**WHAT YOU HAVE TO DO**
Return each line holding the string "table".

**Rows from a dataset of pages and code**
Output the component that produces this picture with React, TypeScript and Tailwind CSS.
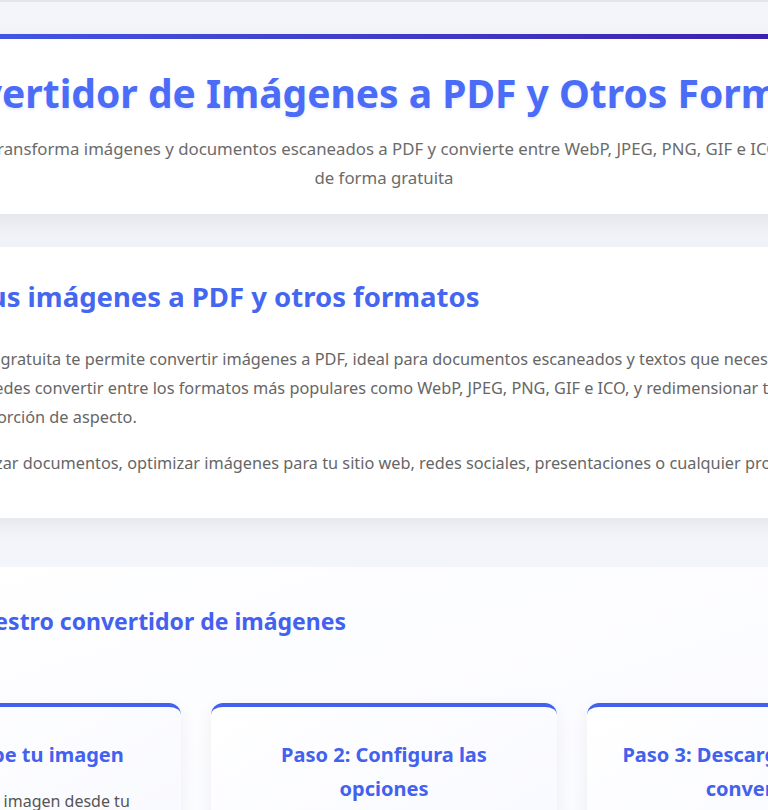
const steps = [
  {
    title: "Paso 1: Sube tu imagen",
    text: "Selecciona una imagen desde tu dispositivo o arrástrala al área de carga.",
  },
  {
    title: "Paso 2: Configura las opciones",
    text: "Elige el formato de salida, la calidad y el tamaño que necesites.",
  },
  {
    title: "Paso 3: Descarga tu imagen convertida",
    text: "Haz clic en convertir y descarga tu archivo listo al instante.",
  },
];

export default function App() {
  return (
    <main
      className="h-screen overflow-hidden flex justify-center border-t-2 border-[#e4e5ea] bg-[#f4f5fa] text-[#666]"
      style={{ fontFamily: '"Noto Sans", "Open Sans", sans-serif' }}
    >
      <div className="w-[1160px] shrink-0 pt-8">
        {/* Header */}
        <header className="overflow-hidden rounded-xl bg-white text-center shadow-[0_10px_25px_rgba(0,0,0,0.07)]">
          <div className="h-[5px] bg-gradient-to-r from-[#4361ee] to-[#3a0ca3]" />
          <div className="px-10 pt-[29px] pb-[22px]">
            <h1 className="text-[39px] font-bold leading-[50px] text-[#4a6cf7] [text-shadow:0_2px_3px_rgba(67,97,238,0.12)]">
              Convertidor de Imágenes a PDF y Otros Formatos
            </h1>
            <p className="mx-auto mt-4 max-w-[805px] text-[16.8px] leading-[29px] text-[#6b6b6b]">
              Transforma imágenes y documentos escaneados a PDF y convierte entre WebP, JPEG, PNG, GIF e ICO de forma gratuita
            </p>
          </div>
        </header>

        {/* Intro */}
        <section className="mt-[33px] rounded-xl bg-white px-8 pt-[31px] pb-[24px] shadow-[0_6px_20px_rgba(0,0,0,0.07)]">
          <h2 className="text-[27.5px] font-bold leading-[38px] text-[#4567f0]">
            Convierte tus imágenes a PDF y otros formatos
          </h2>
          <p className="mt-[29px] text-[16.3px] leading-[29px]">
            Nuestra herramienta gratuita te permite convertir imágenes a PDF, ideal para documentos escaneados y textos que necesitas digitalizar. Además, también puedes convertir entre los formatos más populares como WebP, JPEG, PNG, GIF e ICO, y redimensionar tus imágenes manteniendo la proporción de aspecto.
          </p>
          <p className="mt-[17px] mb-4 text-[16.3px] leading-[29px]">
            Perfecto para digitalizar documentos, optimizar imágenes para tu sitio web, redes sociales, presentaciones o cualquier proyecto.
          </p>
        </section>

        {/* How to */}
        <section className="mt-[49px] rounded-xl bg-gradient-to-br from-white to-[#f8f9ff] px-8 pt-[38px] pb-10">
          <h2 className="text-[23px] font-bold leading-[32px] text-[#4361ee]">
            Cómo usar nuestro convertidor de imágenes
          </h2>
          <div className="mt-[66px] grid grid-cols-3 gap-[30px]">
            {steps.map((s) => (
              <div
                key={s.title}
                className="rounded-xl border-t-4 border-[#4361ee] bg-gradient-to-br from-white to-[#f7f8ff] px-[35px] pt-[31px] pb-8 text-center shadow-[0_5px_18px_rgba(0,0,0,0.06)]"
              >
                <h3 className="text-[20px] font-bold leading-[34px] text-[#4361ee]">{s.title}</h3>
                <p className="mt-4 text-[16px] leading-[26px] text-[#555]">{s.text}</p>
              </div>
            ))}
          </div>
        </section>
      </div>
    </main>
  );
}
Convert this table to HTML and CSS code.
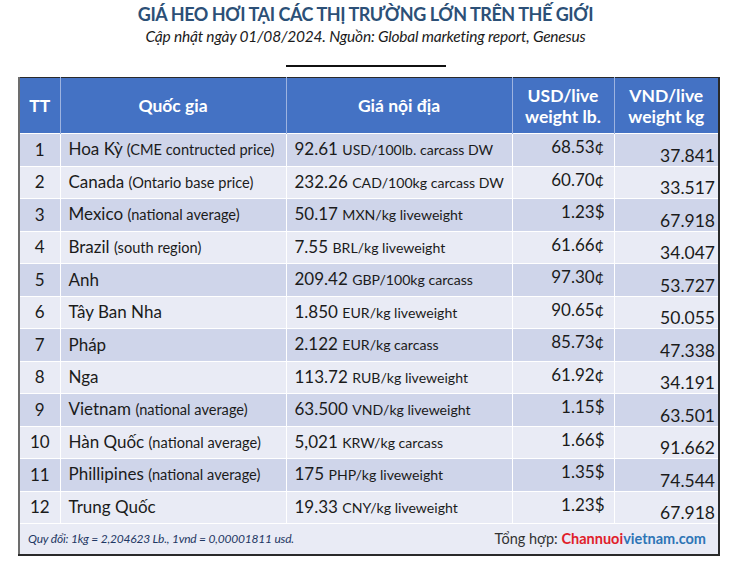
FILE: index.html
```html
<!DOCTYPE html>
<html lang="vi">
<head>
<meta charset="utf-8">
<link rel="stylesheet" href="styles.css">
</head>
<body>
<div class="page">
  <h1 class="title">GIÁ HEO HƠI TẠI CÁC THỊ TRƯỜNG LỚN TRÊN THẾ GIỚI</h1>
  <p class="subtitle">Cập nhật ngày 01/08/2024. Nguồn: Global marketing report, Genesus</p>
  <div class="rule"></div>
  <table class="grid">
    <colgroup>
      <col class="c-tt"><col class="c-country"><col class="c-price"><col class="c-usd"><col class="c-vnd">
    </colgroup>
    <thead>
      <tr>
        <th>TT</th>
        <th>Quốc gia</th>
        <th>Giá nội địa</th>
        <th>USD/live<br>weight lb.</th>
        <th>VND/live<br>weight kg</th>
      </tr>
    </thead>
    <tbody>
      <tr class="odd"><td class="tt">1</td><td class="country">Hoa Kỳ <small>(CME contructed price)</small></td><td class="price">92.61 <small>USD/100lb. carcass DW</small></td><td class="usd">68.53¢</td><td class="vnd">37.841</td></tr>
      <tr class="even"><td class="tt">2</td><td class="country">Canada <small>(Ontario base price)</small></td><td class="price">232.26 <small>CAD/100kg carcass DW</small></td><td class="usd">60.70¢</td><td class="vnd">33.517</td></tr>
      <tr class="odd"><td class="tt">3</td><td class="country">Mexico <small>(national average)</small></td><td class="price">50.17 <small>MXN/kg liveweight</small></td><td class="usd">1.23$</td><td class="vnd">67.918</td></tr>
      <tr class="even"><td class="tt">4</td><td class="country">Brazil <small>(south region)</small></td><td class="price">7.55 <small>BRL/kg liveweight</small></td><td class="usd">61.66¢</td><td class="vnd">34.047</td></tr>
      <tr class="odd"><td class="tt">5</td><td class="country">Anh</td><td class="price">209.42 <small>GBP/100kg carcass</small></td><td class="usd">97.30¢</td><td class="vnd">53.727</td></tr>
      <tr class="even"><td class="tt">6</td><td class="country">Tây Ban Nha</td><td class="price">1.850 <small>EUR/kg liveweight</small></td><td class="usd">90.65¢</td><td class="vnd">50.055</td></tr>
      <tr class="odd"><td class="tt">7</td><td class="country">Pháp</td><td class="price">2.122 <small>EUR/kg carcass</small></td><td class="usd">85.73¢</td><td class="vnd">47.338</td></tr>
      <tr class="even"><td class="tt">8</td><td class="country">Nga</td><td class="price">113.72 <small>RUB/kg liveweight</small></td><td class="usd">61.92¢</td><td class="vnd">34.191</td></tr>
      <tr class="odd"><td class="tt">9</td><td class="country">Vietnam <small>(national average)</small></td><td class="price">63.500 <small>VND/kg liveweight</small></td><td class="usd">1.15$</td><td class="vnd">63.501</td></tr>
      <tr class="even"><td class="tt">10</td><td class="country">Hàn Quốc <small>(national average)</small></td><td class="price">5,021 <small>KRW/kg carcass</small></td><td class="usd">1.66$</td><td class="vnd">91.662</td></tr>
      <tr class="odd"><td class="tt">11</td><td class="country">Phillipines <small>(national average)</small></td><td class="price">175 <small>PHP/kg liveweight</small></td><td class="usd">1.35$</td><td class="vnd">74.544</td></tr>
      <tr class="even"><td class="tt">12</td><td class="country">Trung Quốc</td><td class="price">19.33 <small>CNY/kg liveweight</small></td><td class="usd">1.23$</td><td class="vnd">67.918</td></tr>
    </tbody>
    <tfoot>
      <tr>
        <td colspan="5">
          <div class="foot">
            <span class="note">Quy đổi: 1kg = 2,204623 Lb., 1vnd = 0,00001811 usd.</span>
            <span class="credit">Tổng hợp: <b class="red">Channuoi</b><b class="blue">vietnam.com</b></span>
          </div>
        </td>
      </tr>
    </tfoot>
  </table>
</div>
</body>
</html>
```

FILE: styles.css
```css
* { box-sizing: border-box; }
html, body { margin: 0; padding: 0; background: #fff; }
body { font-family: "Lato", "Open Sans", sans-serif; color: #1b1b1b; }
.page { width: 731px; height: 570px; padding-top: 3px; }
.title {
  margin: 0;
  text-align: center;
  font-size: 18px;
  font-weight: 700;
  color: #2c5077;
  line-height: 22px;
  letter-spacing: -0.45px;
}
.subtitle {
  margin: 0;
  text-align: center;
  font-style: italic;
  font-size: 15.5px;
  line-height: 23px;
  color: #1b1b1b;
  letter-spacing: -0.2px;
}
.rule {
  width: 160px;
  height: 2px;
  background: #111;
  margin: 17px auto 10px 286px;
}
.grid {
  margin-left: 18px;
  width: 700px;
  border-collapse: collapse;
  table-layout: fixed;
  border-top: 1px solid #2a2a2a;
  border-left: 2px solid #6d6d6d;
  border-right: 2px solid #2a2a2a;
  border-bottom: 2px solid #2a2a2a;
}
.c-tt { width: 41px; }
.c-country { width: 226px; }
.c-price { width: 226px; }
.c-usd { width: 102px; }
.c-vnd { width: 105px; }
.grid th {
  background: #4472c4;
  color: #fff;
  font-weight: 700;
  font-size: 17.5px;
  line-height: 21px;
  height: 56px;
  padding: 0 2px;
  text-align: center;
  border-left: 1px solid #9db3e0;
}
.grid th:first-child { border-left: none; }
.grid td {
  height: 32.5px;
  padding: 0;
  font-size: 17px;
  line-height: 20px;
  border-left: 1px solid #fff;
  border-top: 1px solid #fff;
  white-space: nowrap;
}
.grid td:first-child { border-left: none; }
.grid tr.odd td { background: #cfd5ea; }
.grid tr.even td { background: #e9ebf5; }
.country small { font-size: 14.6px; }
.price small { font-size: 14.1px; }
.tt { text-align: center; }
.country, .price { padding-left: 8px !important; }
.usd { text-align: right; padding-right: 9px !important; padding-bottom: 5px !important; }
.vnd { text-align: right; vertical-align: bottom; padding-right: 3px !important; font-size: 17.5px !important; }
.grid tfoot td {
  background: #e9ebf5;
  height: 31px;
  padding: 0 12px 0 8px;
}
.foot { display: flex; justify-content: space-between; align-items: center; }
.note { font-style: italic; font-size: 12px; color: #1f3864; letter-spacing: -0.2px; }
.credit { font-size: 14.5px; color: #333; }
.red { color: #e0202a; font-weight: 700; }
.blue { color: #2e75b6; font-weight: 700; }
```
---
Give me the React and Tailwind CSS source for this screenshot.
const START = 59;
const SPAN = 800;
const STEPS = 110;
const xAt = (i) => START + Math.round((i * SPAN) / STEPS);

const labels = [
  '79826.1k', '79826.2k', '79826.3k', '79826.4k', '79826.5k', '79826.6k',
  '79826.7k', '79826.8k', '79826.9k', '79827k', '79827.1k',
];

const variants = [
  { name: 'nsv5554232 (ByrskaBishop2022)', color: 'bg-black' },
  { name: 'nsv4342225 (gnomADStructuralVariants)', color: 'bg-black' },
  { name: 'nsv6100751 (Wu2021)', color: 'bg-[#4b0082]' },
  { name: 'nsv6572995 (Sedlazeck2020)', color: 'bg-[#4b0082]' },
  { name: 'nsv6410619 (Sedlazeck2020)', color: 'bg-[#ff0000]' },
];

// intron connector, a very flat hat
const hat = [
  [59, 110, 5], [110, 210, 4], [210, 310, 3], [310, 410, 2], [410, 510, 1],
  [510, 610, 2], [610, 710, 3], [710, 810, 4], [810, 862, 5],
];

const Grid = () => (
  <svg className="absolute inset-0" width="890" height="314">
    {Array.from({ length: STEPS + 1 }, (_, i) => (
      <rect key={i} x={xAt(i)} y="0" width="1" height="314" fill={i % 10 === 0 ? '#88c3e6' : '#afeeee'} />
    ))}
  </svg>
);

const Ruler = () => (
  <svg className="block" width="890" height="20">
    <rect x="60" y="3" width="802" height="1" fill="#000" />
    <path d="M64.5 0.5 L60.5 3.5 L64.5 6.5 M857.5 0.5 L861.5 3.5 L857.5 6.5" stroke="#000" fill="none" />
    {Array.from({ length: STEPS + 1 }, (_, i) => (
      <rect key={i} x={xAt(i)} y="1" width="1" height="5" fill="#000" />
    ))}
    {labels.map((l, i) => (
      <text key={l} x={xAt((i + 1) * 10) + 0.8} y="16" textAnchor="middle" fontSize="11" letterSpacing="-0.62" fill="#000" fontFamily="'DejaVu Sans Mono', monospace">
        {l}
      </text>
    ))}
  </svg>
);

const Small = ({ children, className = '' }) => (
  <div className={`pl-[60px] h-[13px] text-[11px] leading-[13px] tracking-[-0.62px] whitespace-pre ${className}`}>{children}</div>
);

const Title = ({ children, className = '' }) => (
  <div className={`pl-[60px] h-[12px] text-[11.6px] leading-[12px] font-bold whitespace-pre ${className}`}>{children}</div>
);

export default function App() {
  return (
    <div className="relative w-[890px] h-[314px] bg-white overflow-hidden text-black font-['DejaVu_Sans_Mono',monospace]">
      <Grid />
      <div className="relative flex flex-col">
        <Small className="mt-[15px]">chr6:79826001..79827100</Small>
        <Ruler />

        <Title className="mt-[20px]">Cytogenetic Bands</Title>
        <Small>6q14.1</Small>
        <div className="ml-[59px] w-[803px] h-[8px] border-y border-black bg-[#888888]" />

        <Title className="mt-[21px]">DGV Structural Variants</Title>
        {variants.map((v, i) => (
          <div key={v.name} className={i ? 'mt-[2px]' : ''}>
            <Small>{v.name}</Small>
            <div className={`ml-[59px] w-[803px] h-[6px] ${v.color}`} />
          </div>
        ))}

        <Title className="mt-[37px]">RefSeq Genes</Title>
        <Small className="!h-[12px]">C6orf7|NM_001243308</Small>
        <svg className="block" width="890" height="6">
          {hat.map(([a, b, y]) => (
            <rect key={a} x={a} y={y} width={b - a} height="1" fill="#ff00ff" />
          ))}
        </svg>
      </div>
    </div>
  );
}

**SOLUTION FOR THIS PROBLEM**
Convert this table to HTML and CSS code.
  <table class="grid">
  </table>
  table-layout: fixed;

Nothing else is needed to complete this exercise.